■ TASK DESCRIPTION:
Give every line again exactly as it appears, please, but not the pictures.

■ DATA SEGMENT:
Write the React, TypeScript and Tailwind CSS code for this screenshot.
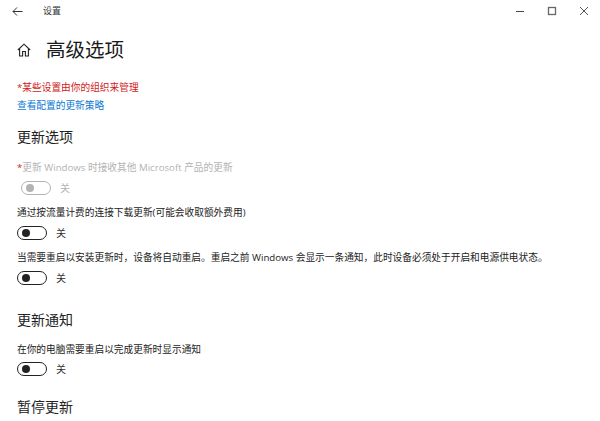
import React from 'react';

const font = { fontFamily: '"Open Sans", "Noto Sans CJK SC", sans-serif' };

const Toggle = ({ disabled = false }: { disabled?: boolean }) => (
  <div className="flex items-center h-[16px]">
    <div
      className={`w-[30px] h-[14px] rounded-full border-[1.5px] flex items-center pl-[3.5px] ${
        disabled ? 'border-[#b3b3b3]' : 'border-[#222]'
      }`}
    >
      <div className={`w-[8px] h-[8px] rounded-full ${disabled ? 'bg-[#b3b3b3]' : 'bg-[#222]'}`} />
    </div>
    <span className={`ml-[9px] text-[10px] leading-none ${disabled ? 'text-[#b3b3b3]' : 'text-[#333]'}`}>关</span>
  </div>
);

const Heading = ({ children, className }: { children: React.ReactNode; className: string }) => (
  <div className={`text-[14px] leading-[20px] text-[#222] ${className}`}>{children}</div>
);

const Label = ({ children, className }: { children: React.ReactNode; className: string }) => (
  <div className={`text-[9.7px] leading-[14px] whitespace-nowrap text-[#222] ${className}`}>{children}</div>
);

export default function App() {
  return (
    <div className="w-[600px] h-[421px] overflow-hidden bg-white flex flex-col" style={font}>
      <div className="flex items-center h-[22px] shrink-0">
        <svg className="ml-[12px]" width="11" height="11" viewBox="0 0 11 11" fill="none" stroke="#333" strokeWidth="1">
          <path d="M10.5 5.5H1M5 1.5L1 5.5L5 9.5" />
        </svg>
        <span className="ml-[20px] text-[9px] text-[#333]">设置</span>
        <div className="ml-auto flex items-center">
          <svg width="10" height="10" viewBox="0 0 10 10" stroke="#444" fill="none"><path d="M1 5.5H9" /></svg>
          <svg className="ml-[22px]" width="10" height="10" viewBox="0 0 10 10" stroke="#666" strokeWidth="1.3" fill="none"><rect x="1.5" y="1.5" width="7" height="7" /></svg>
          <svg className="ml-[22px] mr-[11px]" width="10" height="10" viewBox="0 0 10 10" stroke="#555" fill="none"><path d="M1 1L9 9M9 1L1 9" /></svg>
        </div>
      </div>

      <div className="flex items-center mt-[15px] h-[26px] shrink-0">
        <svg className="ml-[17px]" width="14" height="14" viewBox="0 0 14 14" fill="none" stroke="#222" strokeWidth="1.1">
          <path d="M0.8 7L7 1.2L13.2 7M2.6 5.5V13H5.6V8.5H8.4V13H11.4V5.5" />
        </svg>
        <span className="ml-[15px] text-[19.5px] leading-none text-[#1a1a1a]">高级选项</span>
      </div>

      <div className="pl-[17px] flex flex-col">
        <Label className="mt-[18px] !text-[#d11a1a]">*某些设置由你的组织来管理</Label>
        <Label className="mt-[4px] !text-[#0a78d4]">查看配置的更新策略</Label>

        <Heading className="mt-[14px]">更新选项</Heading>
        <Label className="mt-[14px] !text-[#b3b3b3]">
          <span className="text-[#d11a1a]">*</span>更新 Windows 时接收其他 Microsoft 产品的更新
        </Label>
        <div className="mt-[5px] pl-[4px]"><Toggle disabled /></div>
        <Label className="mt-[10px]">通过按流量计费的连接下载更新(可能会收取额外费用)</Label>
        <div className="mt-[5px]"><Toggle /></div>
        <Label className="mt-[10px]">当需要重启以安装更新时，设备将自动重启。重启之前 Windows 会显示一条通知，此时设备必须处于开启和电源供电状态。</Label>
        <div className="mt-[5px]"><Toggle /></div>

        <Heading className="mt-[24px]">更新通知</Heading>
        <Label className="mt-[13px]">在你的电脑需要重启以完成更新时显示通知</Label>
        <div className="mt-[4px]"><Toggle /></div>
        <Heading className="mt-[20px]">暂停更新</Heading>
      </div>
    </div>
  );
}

■ FULL ANSWER:
Write the React, TypeScript and Tailwind CSS code for this screenshot.
import React from 'react';

const font = { fontFamily: '"Open Sans", "Noto Sans CJK SC", sans-serif' };

const Toggle = ({ disabled = false }: { disabled?: boolean }) => (
  <div className="flex items-center h-[16px]">
    <div
      className={`w-[30px] h-[14px] rounded-full border-[1.5px] flex items-center pl-[3.5px] ${
        disabled ? 'border-[#b3b3b3]' : 'border-[#222]'
      }`}
    >
      <div className={`w-[8px] h-[8px] rounded-full ${disabled ? 'bg-[#b3b3b3]' : 'bg-[#222]'}`} />
    </div>
    <span className={`ml-[9px] text-[10px] leading-none ${disabled ? 'text-[#b3b3b3]' : 'text-[#333]'}`}>关</span>
  </div>
);

const Heading = ({ children, className }: { children: React.ReactNode; className: string }) => (
  <div className={`text-[14px] leading-[20px] text-[#222] ${className}`}>{children}</div>
);

const Label = ({ children, className }: { children: React.ReactNode; className: string }) => (
  <div className={`text-[9.7px] leading-[14px] whitespace-nowrap text-[#222] ${className}`}>{children}</div>
);

export default function App() {
  return (
    <div className="w-[600px] h-[421px] overflow-hidden bg-white flex flex-col" style={font}>
      <div className="flex items-center h-[22px] shrink-0">
        <svg className="ml-[12px]" width="11" height="11" viewBox="0 0 11 11" fill="none" stroke="#333" strokeWidth="1">
          <path d="M10.5 5.5H1M5 1.5L1 5.5L5 9.5" />
        </svg>
        <span className="ml-[20px] text-[9px] text-[#333]">设置</span>
        <div className="ml-auto flex items-center">
          <svg width="10" height="10" viewBox="0 0 10 10" stroke="#444" fill="none"><path d="M1 5.5H9" /></svg>
          <svg className="ml-[22px]" width="10" height="10" viewBox="0 0 10 10" stroke="#666" strokeWidth="1.3" fill="none"><rect x="1.5" y="1.5" width="7" height="7" /></svg>
          <svg className="ml-[22px] mr-[11px]" width="10" height="10" viewBox="0 0 10 10" stroke="#555" fill="none"><path d="M1 1L9 9M9 1L1 9" /></svg>
        </div>
      </div>

      <div className="flex items-center mt-[15px] h-[26px] shrink-0">
        <svg className="ml-[17px]" width="14" height="14" viewBox="0 0 14 14" fill="none" stroke="#222" strokeWidth="1.1">
          <path d="M0.8 7L7 1.2L13.2 7M2.6 5.5V13H5.6V8.5H8.4V13H11.4V5.5" />
        </svg>
        <span className="ml-[15px] text-[19.5px] leading-none text-[#1a1a1a]">高级选项</span>
      </div>

      <div className="pl-[17px] flex flex-col">
        <Label className="mt-[18px] !text-[#d11a1a]">*某些设置由你的组织来管理</Label>
        <Label className="mt-[4px] !text-[#0a78d4]">查看配置的更新策略</Label>

        <Heading className="mt-[14px]">更新选项</Heading>
        <Label className="mt-[14px] !text-[#b3b3b3]">
          <span className="text-[#d11a1a]">*</span>更新 Windows 时接收其他 Microsoft 产品的更新
        </Label>
        <div className="mt-[5px] pl-[4px]"><Toggle disabled /></div>
        <Label className="mt-[10px]">通过按流量计费的连接下载更新(可能会收取额外费用)</Label>
        <div className="mt-[5px]"><Toggle /></div>
        <Label className="mt-[10px]">当需要重启以安装更新时，设备将自动重启。重启之前 Windows 会显示一条通知，此时设备必须处于开启和电源供电状态。</Label>
        <div className="mt-[5px]"><Toggle /></div>

        <Heading className="mt-[24px]">更新通知</Heading>
        <Label className="mt-[13px]">在你的电脑需要重启以完成更新时显示通知</Label>
        <div className="mt-[4px]"><Toggle /></div>
        <Heading className="mt-[20px]">暂停更新</Heading>
      </div>
    </div>
  );
}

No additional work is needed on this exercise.